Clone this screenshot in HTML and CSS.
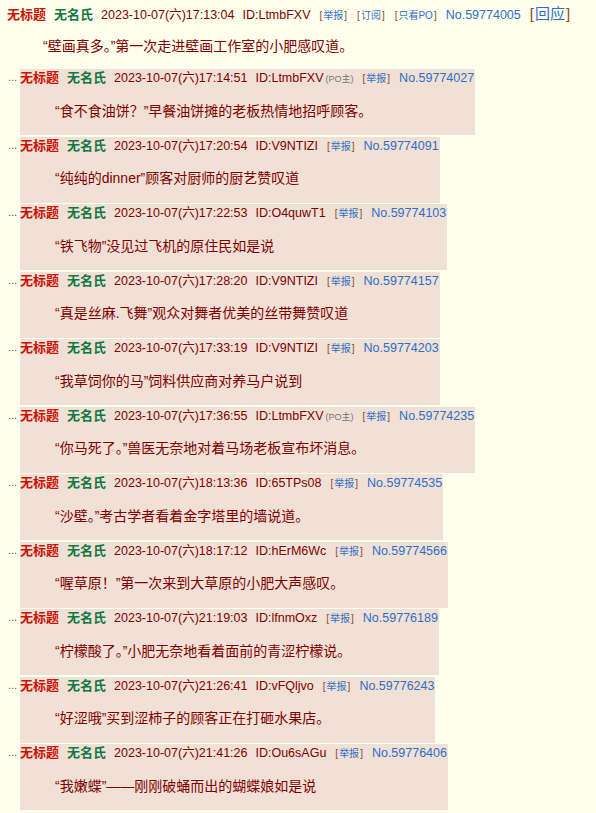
FILE: index.html
```html
<!DOCTYPE html>
<html lang="zh">
<head>
<meta charset="utf-8">
<link rel="stylesheet" href="styles.css">
</head>
<body>
<div class="thread">
  <div class="post main">
    <div class="head">
      <span class="title">无标题</span>
      <span class="name">无名氏</span>
      <span class="time">2023-10-07(六)17:13:04</span>
      <span class="uid">ID:LtmbFXV</span>
      <span class="sl"><b>[</b>举报<b>]</b></span>
      <span class="sl"><b>[</b>订阅<b>]</b></span>
      <span class="sl"><b>[</b>只看PO<b>]</b></span>
      <span class="no">No.59774005</span>
      <span class="reply-link"><b>[</b>回应<b>]</b></span>
    </div>
    <div class="content">“壁画真多。”第一次走进壁画工作室的小肥感叹道。</div>
  </div>

  <div class="row"><span class="dots">...</span><div class="box">
    <div class="head"><span class="title">无标题</span><span class="name">无名氏</span><span class="time">2023-10-07(六)17:14:51</span><span class="uid">ID:LtmbFXV<small class="po">(PO主)</small></span><span class="sl"><b>[</b>举报<b>]</b></span><span class="no">No.59774027</span></div>
    <div class="content">“食不食油饼？”早餐油饼摊的老板热情地招呼顾客。</div>
  </div></div>

  <div class="row"><span class="dots">...</span><div class="box">
    <div class="head"><span class="title">无标题</span><span class="name">无名氏</span><span class="time">2023-10-07(六)17:20:54</span><span class="uid">ID:V9NTIZI</span><span class="sl"><b>[</b>举报<b>]</b></span><span class="no">No.59774091</span></div>
    <div class="content">“纯纯的dinner”顾客对厨师的厨艺赞叹道</div>
  </div></div>

  <div class="row"><span class="dots">...</span><div class="box">
    <div class="head"><span class="title">无标题</span><span class="name">无名氏</span><span class="time">2023-10-07(六)17:22:53</span><span class="uid">ID:O4quwT1</span><span class="sl"><b>[</b>举报<b>]</b></span><span class="no">No.59774103</span></div>
    <div class="content">“铁飞物”没见过飞机的原住民如是说</div>
  </div></div>

  <div class="row"><span class="dots">...</span><div class="box">
    <div class="head"><span class="title">无标题</span><span class="name">无名氏</span><span class="time">2023-10-07(六)17:28:20</span><span class="uid">ID:V9NTIZI</span><span class="sl"><b>[</b>举报<b>]</b></span><span class="no">No.59774157</span></div>
    <div class="content">“真是丝麻.飞舞”观众对舞者优美的丝带舞赞叹道</div>
  </div></div>

  <div class="row"><span class="dots">...</span><div class="box">
    <div class="head"><span class="title">无标题</span><span class="name">无名氏</span><span class="time">2023-10-07(六)17:33:19</span><span class="uid">ID:V9NTIZI</span><span class="sl"><b>[</b>举报<b>]</b></span><span class="no">No.59774203</span></div>
    <div class="content">“我草饲你的马”饲料供应商对养马户说到</div>
  </div></div>

  <div class="row"><span class="dots">...</span><div class="box">
    <div class="head"><span class="title">无标题</span><span class="name">无名氏</span><span class="time">2023-10-07(六)17:36:55</span><span class="uid">ID:LtmbFXV<small class="po">(PO主)</small></span><span class="sl"><b>[</b>举报<b>]</b></span><span class="no">No.59774235</span></div>
    <div class="content">“你马死了。”兽医无奈地对着马场老板宣布坏消息。</div>
  </div></div>

  <div class="row"><span class="dots">...</span><div class="box">
    <div class="head"><span class="title">无标题</span><span class="name">无名氏</span><span class="time">2023-10-07(六)18:13:36</span><span class="uid">ID:65TPs08</span><span class="sl"><b>[</b>举报<b>]</b></span><span class="no">No.59774535</span></div>
    <div class="content">“沙壁。”考古学者看着金字塔里的墙说道。</div>
  </div></div>

  <div class="row"><span class="dots">...</span><div class="box">
    <div class="head"><span class="title">无标题</span><span class="name">无名氏</span><span class="time">2023-10-07(六)18:17:12</span><span class="uid">ID:hErM6Wc</span><span class="sl"><b>[</b>举报<b>]</b></span><span class="no">No.59774566</span></div>
    <div class="content">“喔草原！”第一次来到大草原的小肥大声感叹。</div>
  </div></div>

  <div class="row"><span class="dots">...</span><div class="box">
    <div class="head"><span class="title">无标题</span><span class="name">无名氏</span><span class="time">2023-10-07(六)21:19:03</span><span class="uid">ID:lfnmOxz</span><span class="sl"><b>[</b>举报<b>]</b></span><span class="no">No.59776189</span></div>
    <div class="content">“柠檬酸了。”小肥无奈地看着面前的青涩柠檬说。</div>
  </div></div>

  <div class="row"><span class="dots">...</span><div class="box">
    <div class="head"><span class="title">无标题</span><span class="name">无名氏</span><span class="time">2023-10-07(六)21:26:41</span><span class="uid">ID:vFQljvo</span><span class="sl"><b>[</b>举报<b>]</b></span><span class="no">No.59776243</span></div>
    <div class="content">“好涩哦”买到涩柿子的顾客正在打砸水果店。</div>
  </div></div>

  <div class="row"><span class="dots">...</span><div class="box">
    <div class="head"><span class="title">无标题</span><span class="name">无名氏</span><span class="time">2023-10-07(六)21:41:26</span><span class="uid">ID:Ou6sAGu</span><span class="sl"><b>[</b>举报<b>]</b></span><span class="no">No.59776406</span></div>
    <div class="content">“我嫩蝶”——刚刚破蛹而出的蝴蝶娘如是说</div>
  </div></div>
</div>
</body>
</html>
```

FILE: styles.css
```css
html, body {
  margin: 0;
  padding: 0;
  background: #ffffee;
}
body {
  font-family: "Liberation Sans", Arial, "Noto Sans CJK SC", sans-serif;
  color: #800000;
  font-size: 13px;
}
.thread {
  padding: 5px 0 0 7px;
}
.head {
  display: flex;
  align-items: baseline;
  gap: 8px;
  white-space: nowrap;
  height: 17px;
  line-height: 17px;
  font-size: 12.5px;
}
.title {
  color: #cc1105;
  font-weight: bold;
  font-size: 13px;
}
.name {
  color: #117743;
  font-weight: bold;
  font-size: 13px;
}
.time, .uid {
  color: #800000;
}
.po {
  font-size: 9px;
  color: #777;
  margin-left: 2px;
}
.sl {
  font-size: 10px;
  color: #2e6fc4;
}
.sl b, .reply-link b {
  font-weight: normal;
  color: #8b4a2b;
  margin: 0 1px;
}
.no {
  color: #2e6fc4;
}
.reply-link {
  font-size: 15px;
  color: #2e6fc4;
}
.content {
  font-size: 14px;
  height: 17px;
  line-height: 17px;
  margin-left: 36px;
  color: #800000;
  white-space: nowrap;
}
.main .content {
  margin-top: 16px;
  margin-bottom: 14px;
}
.row {
  display: flex;
  align-items: flex-start;
  margin-left: 1px;
  margin-bottom: 1.5px;
}
.dots {
  width: 12px;
  line-height: 17px;
  font-size: 11px;
  color: #555;
}
.box {
  background: #f0e0d6;
  padding: 0 1px 0 0;
}
.box .content {
  margin: 16.5px 0 15.5px 35px;
}
```
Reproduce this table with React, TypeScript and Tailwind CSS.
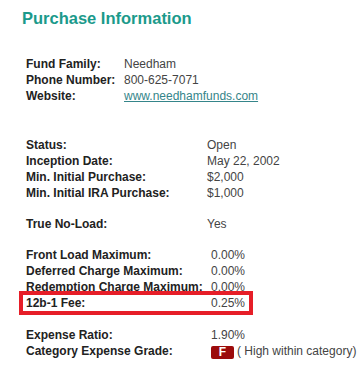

=-=-=-=-=

The records above must be transcribed exactly. Pictures are left out of the copy.

- [FULL SOLUTION]
Clone this screenshot in HTML and CSS.
FILE: index.html
```html
<!DOCTYPE html>
<html lang="zh">
<head>
<meta charset="utf-8">
<link rel="stylesheet" href="styles.css">
</head>
<body>
<div class="thread">
  <div class="post main">
    <div class="head">
      <span class="title">无标题</span>
      <span class="name">无名氏</span>
      <span class="time">2023-10-07(六)17:13:04</span>
      <span class="uid">ID:LtmbFXV</span>
      <span class="sl"><b>[</b>举报<b>]</b></span>
      <span class="sl"><b>[</b>订阅<b>]</b></span>
      <span class="sl"><b>[</b>只看PO<b>]</b></span>
      <span class="no">No.59774005</span>
      <span class="reply-link"><b>[</b>回应<b>]</b></span>
    </div>
    <div class="content">“壁画真多。”第一次走进壁画工作室的小肥感叹道。</div>
  </div>

  <div class="row"><span class="dots">...</span><div class="box">
    <div class="head"><span class="title">无标题</span><span class="name">无名氏</span><span class="time">2023-10-07(六)17:14:51</span><span class="uid">ID:LtmbFXV<small class="po">(PO主)</small></span><span class="sl"><b>[</b>举报<b>]</b></span><span class="no">No.59774027</span></div>
    <div class="content">“食不食油饼？”早餐油饼摊的老板热情地招呼顾客。</div>
  </div></div>

  <div class="row"><span class="dots">...</span><div class="box">
    <div class="head"><span class="title">无标题</span><span class="name">无名氏</span><span class="time">2023-10-07(六)17:20:54</span><span class="uid">ID:V9NTIZI</span><span class="sl"><b>[</b>举报<b>]</b></span><span class="no">No.59774091</span></div>
    <div class="content">“纯纯的dinner”顾客对厨师的厨艺赞叹道</div>
  </div></div>

  <div class="row"><span class="dots">...</span><div class="box">
    <div class="head"><span class="title">无标题</span><span class="name">无名氏</span><span class="time">2023-10-07(六)17:22:53</span><span class="uid">ID:O4quwT1</span><span class="sl"><b>[</b>举报<b>]</b></span><span class="no">No.59774103</span></div>
    <div class="content">“铁飞物”没见过飞机的原住民如是说</div>
  </div></div>

  <div class="row"><span class="dots">...</span><div class="box">
    <div class="head"><span class="title">无标题</span><span class="name">无名氏</span><span class="time">2023-10-07(六)17:28:20</span><span class="uid">ID:V9NTIZI</span><span class="sl"><b>[</b>举报<b>]</b></span><span class="no">No.59774157</span></div>
    <div class="content">“真是丝麻.飞舞”观众对舞者优美的丝带舞赞叹道</div>
  </div></div>

  <div class="row"><span class="dots">...</span><div class="box">
    <div class="head"><span class="title">无标题</span><span class="name">无名氏</span><span class="time">2023-10-07(六)17:33:19</span><span class="uid">ID:V9NTIZI</span><span class="sl"><b>[</b>举报<b>]</b></span><span class="no">No.59774203</span></div>
    <div class="content">“我草饲你的马”饲料供应商对养马户说到</div>
  </div></div>

  <div class="row"><span class="dots">...</span><div class="box">
    <div class="head"><span class="title">无标题</span><span class="name">无名氏</span><span class="time">2023-10-07(六)17:36:55</span><span class="uid">ID:LtmbFXV<small class="po">(PO主)</small></span><span class="sl"><b>[</b>举报<b>]</b></span><span class="no">No.59774235</span></div>
    <div class="content">“你马死了。”兽医无奈地对着马场老板宣布坏消息。</div>
  </div></div>

  <div class="row"><span class="dots">...</span><div class="box">
    <div class="head"><span class="title">无标题</span><span class="name">无名氏</span><span class="time">2023-10-07(六)18:13:36</span><span class="uid">ID:65TPs08</span><span class="sl"><b>[</b>举报<b>]</b></span><span class="no">No.59774535</span></div>
    <div class="content">“沙壁。”考古学者看着金字塔里的墙说道。</div>
  </div></div>

  <div class="row"><span class="dots">...</span><div class="box">
    <div class="head"><span class="title">无标题</span><span class="name">无名氏</span><span class="time">2023-10-07(六)18:17:12</span><span class="uid">ID:hErM6Wc</span><span class="sl"><b>[</b>举报<b>]</b></span><span class="no">No.59774566</span></div>
    <div class="content">“喔草原！”第一次来到大草原的小肥大声感叹。</div>
  </div></div>

  <div class="row"><span class="dots">...</span><div class="box">
    <div class="head"><span class="title">无标题</span><span class="name">无名氏</span><span class="time">2023-10-07(六)21:19:03</span><span class="uid">ID:lfnmOxz</span><span class="sl"><b>[</b>举报<b>]</b></span><span class="no">No.59776189</span></div>
    <div class="content">“柠檬酸了。”小肥无奈地看着面前的青涩柠檬说。</div>
  </div></div>

  <div class="row"><span class="dots">...</span><div class="box">
    <div class="head"><span class="title">无标题</span><span class="name">无名氏</span><span class="time">2023-10-07(六)21:26:41</span><span class="uid">ID:vFQljvo</span><span class="sl"><b>[</b>举报<b>]</b></span><span class="no">No.59776243</span></div>
    <div class="content">“好涩哦”买到涩柿子的顾客正在打砸水果店。</div>
  </div></div>

  <div class="row"><span class="dots">...</span><div class="box">
    <div class="head"><span class="title">无标题</span><span class="name">无名氏</span><span class="time">2023-10-07(六)21:41:26</span><span class="uid">ID:Ou6sAGu</span><span class="sl"><b>[</b>举报<b>]</b></span><span class="no">No.59776406</span></div>
    <div class="content">“我嫩蝶”——刚刚破蛹而出的蝴蝶娘如是说</div>
  </div></div>
</div>
</body>
</html>
```

FILE: styles.css
```css
html, body {
  margin: 0;
  padding: 0;
  background: #ffffee;
}
body {
  font-family: "Liberation Sans", Arial, "Noto Sans CJK SC", sans-serif;
  color: #800000;
  font-size: 13px;
}
.thread {
  padding: 5px 0 0 7px;
}
.head {
  display: flex;
  align-items: baseline;
  gap: 8px;
  white-space: nowrap;
  height: 17px;
  line-height: 17px;
  font-size: 12.5px;
}
.title {
  color: #cc1105;
  font-weight: bold;
  font-size: 13px;
}
.name {
  color: #117743;
  font-weight: bold;
  font-size: 13px;
}
.time, .uid {
  color: #800000;
}
.po {
  font-size: 9px;
  color: #777;
  margin-left: 2px;
}
.sl {
  font-size: 10px;
  color: #2e6fc4;
}
.sl b, .reply-link b {
  font-weight: normal;
  color: #8b4a2b;
  margin: 0 1px;
}
.no {
  color: #2e6fc4;
}
.reply-link {
  font-size: 15px;
  color: #2e6fc4;
}
.content {
  font-size: 14px;
  height: 17px;
  line-height: 17px;
  margin-left: 36px;
  color: #800000;
  white-space: nowrap;
}
.main .content {
  margin-top: 16px;
  margin-bottom: 14px;
}
.row {
  display: flex;
  align-items: flex-start;
  margin-left: 1px;
  margin-bottom: 1.5px;
}
.dots {
  width: 12px;
  line-height: 17px;
  font-size: 11px;
  color: #555;
}
.box {
  background: #f0e0d6;
  padding: 0 1px 0 0;
}
.box .content {
  margin: 16.5px 0 15.5px 35px;
}
```
Reproduce this table with React, TypeScript and Tailwind CSS.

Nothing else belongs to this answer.